- Rudzir Location within Iran
- Coordinates: 31°20′29″N 50°06′25″E﻿ / ﻿31.34139°N 50.10694°E
- Country: Iran
- Province: Khuzestan
- County: Seydun
- District: Ala
- Rural District: Rudzir

Population (2016)
- • Total: 890
- Time zone: UTC+3:30 (IRST)

= Rudzir =

Village in Khuzestan province, Iran

Rudzir (رودزير) (Note: Also romanized as Rūdzīr) is a village in, and the capital of, Rudzir Rural District of Ala District, Seydun County, Khuzestan province, Iran. It was the capital of Seydun-e Jonubi Rural District until its capital was transferred to the village of Alad.

==Demographics==
===Population===
At the time of the 2006 National Census, the village's population was 1,126 in 210 households, when it was in Seydun-e Jonubi Rural District of Seydun District (Note: Renamed the Central District of Seydun County) in Bagh-e Malek County. The following census in 2011 counted 1,185 people in 221 households.
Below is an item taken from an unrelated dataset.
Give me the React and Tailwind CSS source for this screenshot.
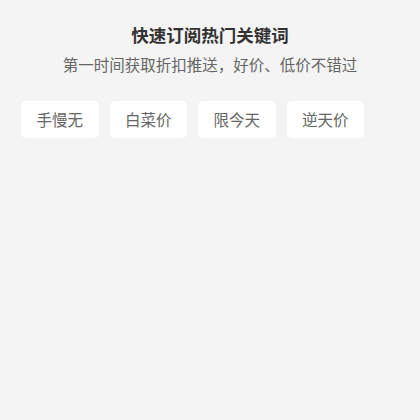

The 2016 census measured the population of the village as 890 people in 205 households.

In 2022, the district was separated from the county in the establishment of Seydun County and renamed the Central District. The rural district was transferred to the new Ala District, and Rudzir was transferred to Rudzir Rural District created in the district.